— Start —

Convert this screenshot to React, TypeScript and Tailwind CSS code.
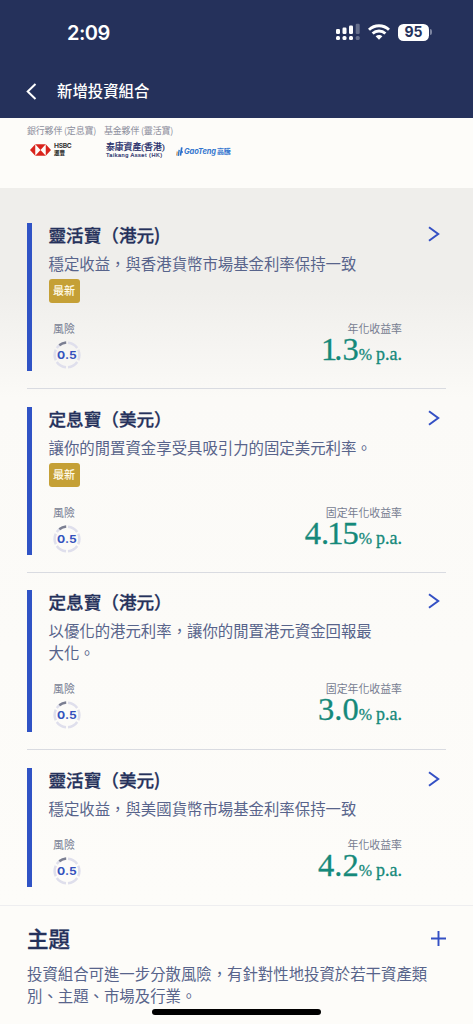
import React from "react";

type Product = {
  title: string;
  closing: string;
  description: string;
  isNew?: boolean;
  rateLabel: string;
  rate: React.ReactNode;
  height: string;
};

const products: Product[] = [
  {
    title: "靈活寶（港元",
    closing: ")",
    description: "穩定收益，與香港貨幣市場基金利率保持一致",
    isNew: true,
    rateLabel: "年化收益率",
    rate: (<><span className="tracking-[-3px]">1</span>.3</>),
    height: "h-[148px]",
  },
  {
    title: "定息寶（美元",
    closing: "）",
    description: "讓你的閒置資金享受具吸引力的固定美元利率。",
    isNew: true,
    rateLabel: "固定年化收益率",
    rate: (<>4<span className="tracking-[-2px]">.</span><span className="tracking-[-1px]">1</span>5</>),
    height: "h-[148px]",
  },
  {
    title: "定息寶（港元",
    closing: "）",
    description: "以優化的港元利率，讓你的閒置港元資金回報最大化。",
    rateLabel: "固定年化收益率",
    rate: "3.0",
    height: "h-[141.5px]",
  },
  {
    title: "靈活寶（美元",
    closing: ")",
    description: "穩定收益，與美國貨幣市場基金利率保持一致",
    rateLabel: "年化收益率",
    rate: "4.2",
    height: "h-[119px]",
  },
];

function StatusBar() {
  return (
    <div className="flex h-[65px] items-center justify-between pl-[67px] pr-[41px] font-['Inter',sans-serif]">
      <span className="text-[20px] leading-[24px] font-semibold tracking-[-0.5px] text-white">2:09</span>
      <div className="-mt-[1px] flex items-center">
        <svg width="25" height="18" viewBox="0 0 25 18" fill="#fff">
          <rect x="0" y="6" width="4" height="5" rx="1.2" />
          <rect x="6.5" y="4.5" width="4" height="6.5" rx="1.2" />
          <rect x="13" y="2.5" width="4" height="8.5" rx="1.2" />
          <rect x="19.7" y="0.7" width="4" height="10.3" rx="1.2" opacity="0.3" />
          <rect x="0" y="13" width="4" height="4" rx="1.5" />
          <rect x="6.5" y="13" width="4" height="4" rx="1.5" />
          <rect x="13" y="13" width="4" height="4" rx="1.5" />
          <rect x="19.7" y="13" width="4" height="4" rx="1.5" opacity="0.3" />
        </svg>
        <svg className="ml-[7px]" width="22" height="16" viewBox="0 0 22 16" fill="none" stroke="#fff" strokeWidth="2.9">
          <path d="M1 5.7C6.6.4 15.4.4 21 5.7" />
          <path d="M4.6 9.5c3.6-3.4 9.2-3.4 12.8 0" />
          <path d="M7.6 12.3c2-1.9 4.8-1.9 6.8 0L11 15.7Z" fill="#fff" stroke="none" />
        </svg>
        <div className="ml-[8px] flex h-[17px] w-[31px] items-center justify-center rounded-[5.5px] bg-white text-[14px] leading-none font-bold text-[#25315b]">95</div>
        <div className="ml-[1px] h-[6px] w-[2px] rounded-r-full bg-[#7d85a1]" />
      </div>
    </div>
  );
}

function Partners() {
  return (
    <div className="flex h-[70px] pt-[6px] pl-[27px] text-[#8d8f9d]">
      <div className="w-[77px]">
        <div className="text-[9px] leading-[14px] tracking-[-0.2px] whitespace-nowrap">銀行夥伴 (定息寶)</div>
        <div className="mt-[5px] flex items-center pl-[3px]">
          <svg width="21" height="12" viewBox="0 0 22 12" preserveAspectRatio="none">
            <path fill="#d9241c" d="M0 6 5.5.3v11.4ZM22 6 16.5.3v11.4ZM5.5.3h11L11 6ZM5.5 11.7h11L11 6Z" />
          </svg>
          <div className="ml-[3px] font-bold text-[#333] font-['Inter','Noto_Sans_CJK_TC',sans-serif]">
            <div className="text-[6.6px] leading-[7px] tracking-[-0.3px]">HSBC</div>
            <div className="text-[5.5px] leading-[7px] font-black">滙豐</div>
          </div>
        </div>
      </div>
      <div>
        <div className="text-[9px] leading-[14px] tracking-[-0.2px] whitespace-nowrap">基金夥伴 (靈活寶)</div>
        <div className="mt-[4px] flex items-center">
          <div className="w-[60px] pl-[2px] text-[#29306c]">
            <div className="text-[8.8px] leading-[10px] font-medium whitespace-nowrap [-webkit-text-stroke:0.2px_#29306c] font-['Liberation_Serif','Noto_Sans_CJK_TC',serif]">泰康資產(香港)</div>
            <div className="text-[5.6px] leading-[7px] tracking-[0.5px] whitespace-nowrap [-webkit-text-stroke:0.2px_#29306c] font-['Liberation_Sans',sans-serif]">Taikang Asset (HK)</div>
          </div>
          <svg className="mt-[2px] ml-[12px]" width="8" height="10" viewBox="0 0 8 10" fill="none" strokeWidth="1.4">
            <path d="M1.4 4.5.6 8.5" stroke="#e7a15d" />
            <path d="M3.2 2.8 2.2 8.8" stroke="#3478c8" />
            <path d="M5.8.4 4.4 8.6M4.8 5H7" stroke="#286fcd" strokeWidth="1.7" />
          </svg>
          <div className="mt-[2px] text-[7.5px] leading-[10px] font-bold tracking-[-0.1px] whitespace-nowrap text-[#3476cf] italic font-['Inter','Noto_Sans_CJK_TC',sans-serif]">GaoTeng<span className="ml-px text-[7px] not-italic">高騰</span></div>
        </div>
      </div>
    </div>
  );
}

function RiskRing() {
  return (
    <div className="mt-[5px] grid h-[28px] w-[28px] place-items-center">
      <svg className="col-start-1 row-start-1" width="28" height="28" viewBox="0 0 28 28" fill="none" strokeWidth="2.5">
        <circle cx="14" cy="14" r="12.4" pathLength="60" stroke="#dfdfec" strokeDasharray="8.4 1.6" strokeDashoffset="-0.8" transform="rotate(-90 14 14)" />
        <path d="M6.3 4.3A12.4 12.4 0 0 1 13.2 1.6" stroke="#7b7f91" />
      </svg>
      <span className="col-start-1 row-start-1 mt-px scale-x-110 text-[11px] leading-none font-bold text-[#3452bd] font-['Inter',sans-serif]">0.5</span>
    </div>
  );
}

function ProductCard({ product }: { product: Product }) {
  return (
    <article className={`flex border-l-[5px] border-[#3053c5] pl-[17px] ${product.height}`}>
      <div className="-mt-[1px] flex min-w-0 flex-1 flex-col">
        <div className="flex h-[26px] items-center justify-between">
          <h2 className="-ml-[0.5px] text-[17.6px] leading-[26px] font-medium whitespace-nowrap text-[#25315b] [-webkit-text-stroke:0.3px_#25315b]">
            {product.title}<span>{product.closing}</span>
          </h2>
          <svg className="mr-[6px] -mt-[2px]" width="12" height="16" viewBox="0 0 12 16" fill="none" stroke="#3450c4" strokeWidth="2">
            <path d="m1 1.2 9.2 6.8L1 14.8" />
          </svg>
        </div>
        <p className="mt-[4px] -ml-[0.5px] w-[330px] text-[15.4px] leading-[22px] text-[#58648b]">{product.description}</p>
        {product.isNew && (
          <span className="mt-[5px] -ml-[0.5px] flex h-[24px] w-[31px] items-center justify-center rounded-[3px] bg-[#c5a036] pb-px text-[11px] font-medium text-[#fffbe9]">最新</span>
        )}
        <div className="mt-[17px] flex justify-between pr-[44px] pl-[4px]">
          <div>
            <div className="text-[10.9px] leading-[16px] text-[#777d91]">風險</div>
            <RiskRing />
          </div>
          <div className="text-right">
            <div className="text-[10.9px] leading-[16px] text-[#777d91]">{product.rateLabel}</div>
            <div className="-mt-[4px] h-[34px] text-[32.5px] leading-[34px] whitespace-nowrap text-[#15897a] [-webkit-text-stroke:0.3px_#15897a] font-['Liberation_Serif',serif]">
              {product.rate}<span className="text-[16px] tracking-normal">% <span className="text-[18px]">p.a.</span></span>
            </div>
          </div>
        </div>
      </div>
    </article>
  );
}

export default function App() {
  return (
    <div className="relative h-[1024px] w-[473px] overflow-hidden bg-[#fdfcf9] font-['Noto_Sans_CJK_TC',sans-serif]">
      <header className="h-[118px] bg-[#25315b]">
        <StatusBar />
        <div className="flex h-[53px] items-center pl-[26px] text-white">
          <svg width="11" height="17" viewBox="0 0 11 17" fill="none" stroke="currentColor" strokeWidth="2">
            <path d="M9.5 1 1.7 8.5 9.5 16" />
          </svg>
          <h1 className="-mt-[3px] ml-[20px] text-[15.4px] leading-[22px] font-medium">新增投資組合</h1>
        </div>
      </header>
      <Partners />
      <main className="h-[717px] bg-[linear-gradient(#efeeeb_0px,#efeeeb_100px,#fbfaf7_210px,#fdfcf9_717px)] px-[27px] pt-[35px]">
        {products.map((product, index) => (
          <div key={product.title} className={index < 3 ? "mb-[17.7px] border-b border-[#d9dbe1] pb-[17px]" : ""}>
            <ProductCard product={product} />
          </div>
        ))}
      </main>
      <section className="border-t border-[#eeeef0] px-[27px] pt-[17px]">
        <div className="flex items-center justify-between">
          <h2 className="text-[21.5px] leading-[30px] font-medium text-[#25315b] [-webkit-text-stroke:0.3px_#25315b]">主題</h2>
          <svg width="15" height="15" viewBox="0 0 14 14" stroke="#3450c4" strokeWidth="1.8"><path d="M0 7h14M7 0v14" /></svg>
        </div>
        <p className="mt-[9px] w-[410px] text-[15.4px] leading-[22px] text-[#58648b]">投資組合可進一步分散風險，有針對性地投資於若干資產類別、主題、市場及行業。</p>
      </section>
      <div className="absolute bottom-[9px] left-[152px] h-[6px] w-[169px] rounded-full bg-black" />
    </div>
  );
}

— End —

Copy each line of the listing that includes "React".

* [Answer for the task]
Convert this screenshot to React, TypeScript and Tailwind CSS code.
import React from "react";
  rate: React.ReactNode;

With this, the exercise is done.